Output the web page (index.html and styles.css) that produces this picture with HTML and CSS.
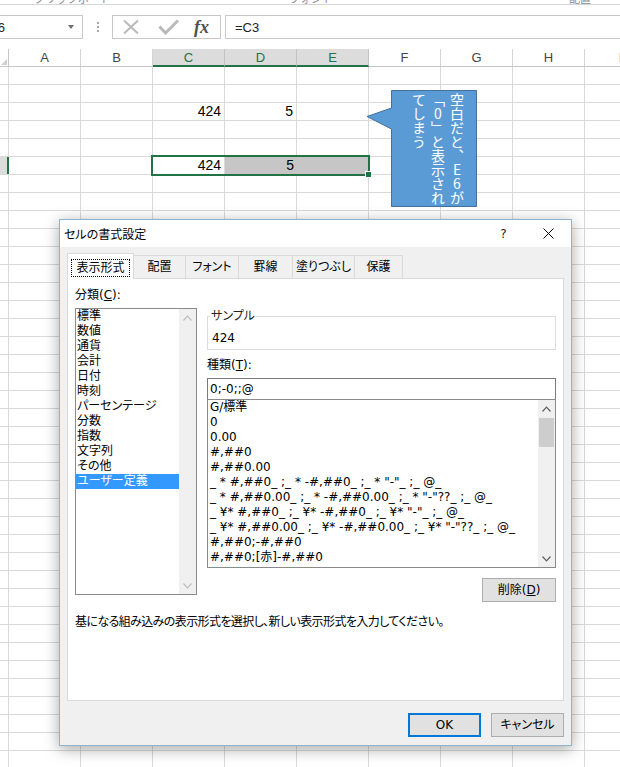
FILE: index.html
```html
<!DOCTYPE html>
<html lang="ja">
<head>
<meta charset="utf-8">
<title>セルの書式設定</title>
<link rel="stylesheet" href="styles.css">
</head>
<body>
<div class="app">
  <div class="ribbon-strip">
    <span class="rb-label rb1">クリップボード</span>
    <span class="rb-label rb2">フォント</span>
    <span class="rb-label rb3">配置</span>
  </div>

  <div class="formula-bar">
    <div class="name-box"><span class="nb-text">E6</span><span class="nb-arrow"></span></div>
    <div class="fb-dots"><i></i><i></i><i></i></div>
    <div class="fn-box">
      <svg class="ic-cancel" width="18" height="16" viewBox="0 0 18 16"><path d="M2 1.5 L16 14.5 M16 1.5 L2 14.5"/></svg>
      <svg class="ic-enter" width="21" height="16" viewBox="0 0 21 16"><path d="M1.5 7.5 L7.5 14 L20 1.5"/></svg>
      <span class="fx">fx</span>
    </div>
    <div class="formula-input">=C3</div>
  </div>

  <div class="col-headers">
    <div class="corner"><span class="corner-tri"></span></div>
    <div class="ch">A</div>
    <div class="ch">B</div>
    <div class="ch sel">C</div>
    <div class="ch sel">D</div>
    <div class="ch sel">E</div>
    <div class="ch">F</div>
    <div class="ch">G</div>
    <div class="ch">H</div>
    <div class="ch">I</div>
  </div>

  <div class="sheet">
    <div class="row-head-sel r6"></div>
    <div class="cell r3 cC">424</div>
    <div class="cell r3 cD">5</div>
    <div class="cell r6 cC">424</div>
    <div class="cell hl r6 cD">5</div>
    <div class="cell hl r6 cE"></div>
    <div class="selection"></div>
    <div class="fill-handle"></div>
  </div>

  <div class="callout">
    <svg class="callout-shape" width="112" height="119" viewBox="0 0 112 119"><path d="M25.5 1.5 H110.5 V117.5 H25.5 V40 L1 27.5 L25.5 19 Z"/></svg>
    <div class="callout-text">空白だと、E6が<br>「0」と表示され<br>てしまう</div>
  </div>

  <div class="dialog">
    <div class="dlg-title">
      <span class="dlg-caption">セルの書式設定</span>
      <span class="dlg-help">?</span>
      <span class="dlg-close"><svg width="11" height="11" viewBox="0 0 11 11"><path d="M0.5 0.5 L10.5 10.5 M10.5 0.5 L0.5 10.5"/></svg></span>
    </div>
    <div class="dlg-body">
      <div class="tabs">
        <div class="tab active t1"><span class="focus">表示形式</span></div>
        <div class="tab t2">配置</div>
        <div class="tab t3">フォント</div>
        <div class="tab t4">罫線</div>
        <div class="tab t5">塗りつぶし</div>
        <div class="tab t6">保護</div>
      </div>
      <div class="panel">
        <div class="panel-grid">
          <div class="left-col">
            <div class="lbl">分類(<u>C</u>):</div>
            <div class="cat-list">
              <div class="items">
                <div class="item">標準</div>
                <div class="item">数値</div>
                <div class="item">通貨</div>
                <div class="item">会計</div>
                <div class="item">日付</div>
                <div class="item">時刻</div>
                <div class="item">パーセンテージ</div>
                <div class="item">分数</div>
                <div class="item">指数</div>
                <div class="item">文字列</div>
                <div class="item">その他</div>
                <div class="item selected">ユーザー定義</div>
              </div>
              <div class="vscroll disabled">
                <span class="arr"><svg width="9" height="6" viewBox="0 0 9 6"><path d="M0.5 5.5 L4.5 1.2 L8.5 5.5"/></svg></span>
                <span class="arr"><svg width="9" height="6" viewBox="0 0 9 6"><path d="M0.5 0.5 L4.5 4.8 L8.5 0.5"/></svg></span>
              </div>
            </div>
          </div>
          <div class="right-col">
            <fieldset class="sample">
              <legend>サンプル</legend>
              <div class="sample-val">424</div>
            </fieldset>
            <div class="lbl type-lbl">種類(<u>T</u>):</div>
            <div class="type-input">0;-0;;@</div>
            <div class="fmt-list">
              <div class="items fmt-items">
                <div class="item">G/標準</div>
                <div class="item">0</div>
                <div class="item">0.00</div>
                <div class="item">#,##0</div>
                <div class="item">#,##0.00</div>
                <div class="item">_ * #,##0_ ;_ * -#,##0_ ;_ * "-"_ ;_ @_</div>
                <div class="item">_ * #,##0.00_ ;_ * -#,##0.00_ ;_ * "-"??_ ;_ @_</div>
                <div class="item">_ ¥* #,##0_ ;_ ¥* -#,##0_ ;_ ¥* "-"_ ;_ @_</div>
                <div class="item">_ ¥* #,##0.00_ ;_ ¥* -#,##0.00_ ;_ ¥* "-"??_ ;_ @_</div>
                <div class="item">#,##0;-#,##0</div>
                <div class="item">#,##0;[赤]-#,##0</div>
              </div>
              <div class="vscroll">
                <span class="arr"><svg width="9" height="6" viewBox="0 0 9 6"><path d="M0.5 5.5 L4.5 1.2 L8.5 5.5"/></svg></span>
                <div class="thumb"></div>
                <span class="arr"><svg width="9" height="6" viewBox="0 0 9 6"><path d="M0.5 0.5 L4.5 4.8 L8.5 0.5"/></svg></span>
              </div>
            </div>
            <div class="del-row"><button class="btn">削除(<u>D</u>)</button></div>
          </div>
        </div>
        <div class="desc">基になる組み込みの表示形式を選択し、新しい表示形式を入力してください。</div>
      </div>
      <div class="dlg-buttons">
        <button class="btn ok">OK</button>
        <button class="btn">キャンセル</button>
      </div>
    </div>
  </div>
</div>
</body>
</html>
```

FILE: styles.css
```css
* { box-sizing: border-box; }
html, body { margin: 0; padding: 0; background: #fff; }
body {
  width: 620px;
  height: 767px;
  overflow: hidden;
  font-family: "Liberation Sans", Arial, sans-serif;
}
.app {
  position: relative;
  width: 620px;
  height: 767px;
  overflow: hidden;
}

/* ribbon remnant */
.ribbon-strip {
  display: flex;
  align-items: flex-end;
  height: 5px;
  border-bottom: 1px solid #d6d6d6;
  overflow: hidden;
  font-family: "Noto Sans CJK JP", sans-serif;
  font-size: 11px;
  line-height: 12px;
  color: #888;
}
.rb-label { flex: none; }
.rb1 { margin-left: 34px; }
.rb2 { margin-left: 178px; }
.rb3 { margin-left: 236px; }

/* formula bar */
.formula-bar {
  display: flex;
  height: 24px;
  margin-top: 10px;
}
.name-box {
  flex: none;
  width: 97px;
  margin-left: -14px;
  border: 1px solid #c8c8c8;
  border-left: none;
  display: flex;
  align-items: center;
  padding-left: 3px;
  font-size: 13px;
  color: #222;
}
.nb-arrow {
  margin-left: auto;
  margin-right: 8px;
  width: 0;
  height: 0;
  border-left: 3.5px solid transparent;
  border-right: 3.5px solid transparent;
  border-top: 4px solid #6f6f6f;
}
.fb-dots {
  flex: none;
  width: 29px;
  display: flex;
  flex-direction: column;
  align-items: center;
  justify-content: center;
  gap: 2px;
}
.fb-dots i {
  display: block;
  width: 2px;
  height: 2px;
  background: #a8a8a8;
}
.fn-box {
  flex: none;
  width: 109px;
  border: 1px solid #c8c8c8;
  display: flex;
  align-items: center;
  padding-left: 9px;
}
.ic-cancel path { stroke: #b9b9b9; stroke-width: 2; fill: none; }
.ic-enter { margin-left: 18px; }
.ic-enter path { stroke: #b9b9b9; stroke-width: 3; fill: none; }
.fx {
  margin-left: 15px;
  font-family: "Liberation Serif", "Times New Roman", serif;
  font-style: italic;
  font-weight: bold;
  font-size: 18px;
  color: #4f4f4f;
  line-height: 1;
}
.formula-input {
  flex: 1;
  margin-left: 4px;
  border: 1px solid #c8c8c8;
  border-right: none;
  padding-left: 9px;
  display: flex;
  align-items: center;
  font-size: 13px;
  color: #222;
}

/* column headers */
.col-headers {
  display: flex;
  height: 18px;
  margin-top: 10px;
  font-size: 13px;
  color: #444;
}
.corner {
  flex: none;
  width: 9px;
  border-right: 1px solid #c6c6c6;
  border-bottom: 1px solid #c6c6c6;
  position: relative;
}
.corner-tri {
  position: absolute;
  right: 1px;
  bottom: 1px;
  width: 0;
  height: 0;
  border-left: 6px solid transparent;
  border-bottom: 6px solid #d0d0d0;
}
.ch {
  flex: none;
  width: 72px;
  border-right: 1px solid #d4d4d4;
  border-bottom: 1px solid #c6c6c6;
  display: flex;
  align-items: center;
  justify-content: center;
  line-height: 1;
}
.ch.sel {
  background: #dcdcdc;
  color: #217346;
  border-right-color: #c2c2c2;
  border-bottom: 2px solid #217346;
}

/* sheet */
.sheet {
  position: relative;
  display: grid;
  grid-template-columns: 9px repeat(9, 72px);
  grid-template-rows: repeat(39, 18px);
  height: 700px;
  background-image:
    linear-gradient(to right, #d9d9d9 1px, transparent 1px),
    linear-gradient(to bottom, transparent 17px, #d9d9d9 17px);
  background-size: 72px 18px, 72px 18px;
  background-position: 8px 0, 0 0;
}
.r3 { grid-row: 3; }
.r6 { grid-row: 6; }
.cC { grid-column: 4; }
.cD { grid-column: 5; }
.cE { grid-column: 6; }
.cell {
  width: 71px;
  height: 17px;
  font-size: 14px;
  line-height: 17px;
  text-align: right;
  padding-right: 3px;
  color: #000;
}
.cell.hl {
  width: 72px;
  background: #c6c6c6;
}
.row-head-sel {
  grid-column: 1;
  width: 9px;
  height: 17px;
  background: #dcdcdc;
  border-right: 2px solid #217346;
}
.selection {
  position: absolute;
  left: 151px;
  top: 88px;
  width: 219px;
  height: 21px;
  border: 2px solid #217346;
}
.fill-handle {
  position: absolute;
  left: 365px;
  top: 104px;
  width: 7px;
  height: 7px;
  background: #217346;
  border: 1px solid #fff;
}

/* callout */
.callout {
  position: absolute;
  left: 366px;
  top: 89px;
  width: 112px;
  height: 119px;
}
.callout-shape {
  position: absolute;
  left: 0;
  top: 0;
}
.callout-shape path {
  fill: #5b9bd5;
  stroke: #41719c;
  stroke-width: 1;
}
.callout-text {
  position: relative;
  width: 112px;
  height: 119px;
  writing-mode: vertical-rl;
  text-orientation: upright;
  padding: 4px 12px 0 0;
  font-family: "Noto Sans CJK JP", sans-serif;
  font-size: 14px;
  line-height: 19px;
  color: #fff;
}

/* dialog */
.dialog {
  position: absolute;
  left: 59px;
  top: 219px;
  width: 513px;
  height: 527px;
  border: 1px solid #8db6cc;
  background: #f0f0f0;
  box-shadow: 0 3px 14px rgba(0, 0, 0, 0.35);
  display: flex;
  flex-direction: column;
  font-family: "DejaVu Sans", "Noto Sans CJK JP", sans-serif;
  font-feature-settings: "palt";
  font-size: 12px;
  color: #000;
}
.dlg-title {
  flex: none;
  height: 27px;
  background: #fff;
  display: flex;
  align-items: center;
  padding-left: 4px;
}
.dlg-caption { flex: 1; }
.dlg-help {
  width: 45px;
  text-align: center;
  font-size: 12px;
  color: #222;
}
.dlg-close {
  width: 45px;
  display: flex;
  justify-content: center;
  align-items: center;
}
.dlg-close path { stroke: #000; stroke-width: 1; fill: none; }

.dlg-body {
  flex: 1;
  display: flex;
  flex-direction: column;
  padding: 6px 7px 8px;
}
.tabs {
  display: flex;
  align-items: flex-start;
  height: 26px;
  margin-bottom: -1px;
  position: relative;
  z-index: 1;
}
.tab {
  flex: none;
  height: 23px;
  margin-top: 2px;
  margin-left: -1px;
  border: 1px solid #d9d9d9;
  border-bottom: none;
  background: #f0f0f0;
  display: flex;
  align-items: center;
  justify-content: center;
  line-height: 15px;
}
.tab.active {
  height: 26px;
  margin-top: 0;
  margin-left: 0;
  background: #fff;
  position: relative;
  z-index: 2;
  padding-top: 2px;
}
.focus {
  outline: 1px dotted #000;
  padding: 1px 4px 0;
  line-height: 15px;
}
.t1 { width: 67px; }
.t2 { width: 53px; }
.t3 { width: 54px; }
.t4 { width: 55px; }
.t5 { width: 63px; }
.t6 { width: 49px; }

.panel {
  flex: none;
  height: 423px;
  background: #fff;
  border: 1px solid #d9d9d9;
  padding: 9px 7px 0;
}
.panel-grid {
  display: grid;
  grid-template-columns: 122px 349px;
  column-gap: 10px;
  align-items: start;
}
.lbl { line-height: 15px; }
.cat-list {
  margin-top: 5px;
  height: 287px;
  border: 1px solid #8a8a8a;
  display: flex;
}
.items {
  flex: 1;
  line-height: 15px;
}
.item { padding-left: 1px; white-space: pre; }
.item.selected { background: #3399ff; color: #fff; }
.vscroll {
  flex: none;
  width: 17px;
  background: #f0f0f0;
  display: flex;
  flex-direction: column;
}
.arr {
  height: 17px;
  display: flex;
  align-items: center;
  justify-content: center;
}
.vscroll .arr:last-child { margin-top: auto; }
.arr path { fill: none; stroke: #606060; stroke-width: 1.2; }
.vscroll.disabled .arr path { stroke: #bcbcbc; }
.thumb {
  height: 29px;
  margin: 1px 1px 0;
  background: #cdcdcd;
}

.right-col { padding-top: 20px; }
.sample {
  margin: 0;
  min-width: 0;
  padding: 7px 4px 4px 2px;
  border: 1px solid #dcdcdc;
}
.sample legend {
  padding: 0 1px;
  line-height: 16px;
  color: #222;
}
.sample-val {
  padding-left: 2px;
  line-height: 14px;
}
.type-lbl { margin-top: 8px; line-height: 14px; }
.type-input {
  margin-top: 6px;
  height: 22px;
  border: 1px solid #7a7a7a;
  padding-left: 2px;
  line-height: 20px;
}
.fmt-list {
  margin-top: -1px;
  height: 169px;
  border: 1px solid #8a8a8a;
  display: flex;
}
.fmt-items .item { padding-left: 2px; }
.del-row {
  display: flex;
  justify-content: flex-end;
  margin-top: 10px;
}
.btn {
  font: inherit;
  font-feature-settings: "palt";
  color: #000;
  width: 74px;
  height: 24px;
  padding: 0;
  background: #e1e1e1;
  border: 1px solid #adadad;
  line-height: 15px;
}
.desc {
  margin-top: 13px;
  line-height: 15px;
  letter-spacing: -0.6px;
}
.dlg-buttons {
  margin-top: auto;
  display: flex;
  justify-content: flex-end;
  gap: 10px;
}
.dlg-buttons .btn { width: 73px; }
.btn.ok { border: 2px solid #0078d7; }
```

**Description of the task:**
Report the number of lines in the listing that include the string "styles"; give nothing but the number.

**Exercise response:**
3